In Phase 1, as 10-Year Treasury Yields fell (i.e. Treasuries increased in value), the digital gold price also increased in value.
In Phase 2, as 10-Year Treasury Yields rose off of their 2020 bottom (Treasuries decreased in value), gold consolidated its price.
Finally now, in Phase 3, as 10-Year Treasury Yields continue to stair-step generally higher and Treasuries lose value, gold’s digital price has turned higher to new all-time highs.
Figure 1. Digital Gold Monthly Price vs US 10 Year Treasury Monthly Yields
Even as the Fed’s CPI-U inflation measure has moderated over the last 2 years from its 2022 peak, the digital price of gold even now continues higher due to physical gold demand.
Market Bond Appetite Seems To Be Transitioning To An Appetite For Physical Gold Bars
The demand for physical gold in Q2 2024 has reached the highest level on record driven in part by large and strongly increasing bar delivery demands on the London Over-The-Counter (OTC) spot market even as retail market demand for gold coins and bars were middling during this period.
The London spot market has for decades served as a promissory note market that suppresses the gold price by providing artificial supply through issuance of paper gold notes many of which are unbacked by gold.
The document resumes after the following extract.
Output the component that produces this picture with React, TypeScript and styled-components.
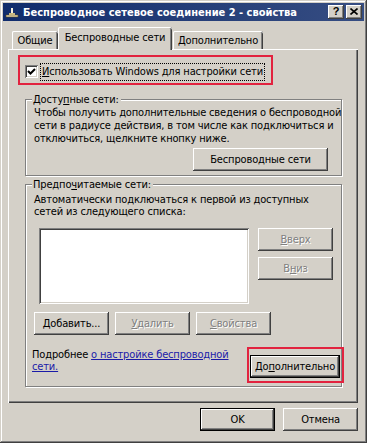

However when investors start to demand bar delivery, the out-sized standing paper leverage in London can have a leveraged upward impact on the price of gold as holders of the notes begin to demand bar delivery against comparatively small bar inventories.
The Bullion Banks Will Learn Leverage Works In Both Directions
If the demand for bar delivery in London and New York paper markets continues, we can expect to begin to hear reports of default by counter parties that have sold paper promissory notes for gold (and silver) into the market and are unable to deliver when delivery is demanded.
Physical bar demand collapses leveraged promissory note gold and silver markets.
A new market based on supply and demand negating paper markets will arise.
Stay tuned.
Best regards,
David Jensen
"A new market based on supply and demand negating paper markets will arise."
That's when the fun begins!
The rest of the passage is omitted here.